Mimo tego nie może uwolnić się od zaprogramowania.
Książka jest napisana doskonale. Trudne tematy, przemoc, wypaczone spojrzenie na świat nawet nie potrzebuje wulgaryzmów, co wśród młodych pisarzy niestety staje się tendencją. Opowieść o Dorocie poraża taką niewinnością i naiwnością, jaką posiada bohaterka, ponieważ świat został nam pokazany z jej perspektywy.
„Iluzja”Barbary Tomaszewskiej nieco przypomina książkę Jolanty Kwiatkowskiej. Obie bohaterki maja problem z prawidłowym określeniem dobra i zła Ich świat wartości uległ przewróceniu przez nienormalną codzienność dziecka niechcianego. Warto przeczytać obie książki, aby porównać oraz przemyśleć kwestie tresury dziecka, który też jest człowiekiem, więc powinien być tak traktowany. Przemocą nie rozwiążemy żadnych problemów wychowawczych, a możemy skrzywdzić inną osobę wypaczając jej obraz świata. To co jest złe w obliczu znęcania się może uznać za dobre. Po przeczytaniu tych dwóch pozycji polecam sięgnięcie po poradnik „Kiedy twoja złość krzywdzi dziecko”. Książka Jolanty Kwiatkowskiej zmusza do przemyśleń i dalszych poszukiwań, wracanie, ponownego myślenia o relacjach społecznych. Na pewno nie można przejść obok niej obojętnie.

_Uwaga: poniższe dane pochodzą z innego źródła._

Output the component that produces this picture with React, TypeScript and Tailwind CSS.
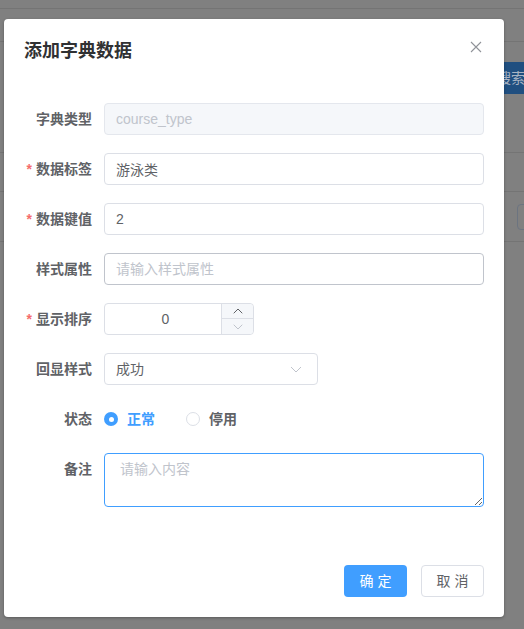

„Przewrotność dobra” jest książką, która zaparła mi dech w piersiach. Nie mogłam się od niej oderwać. Delikatnie, ale wprawną ręką zarysowany świat, z jakim większość ludzi ma do czynienia potwierdza tezę Schopenhauera, że człowiek z natury jest zły. Jednak tworzenie cywilizacji wymaga odchodzenia od natury. Im wyższy poziom rozwoju społeczeństwa tym mniej mamy do czynienia z przemocą – przekonywał nas hiszpański myśliciel Ortega y Gasset.
Dawno nie byłam tak zachwycona książką. Polecam wszystkim.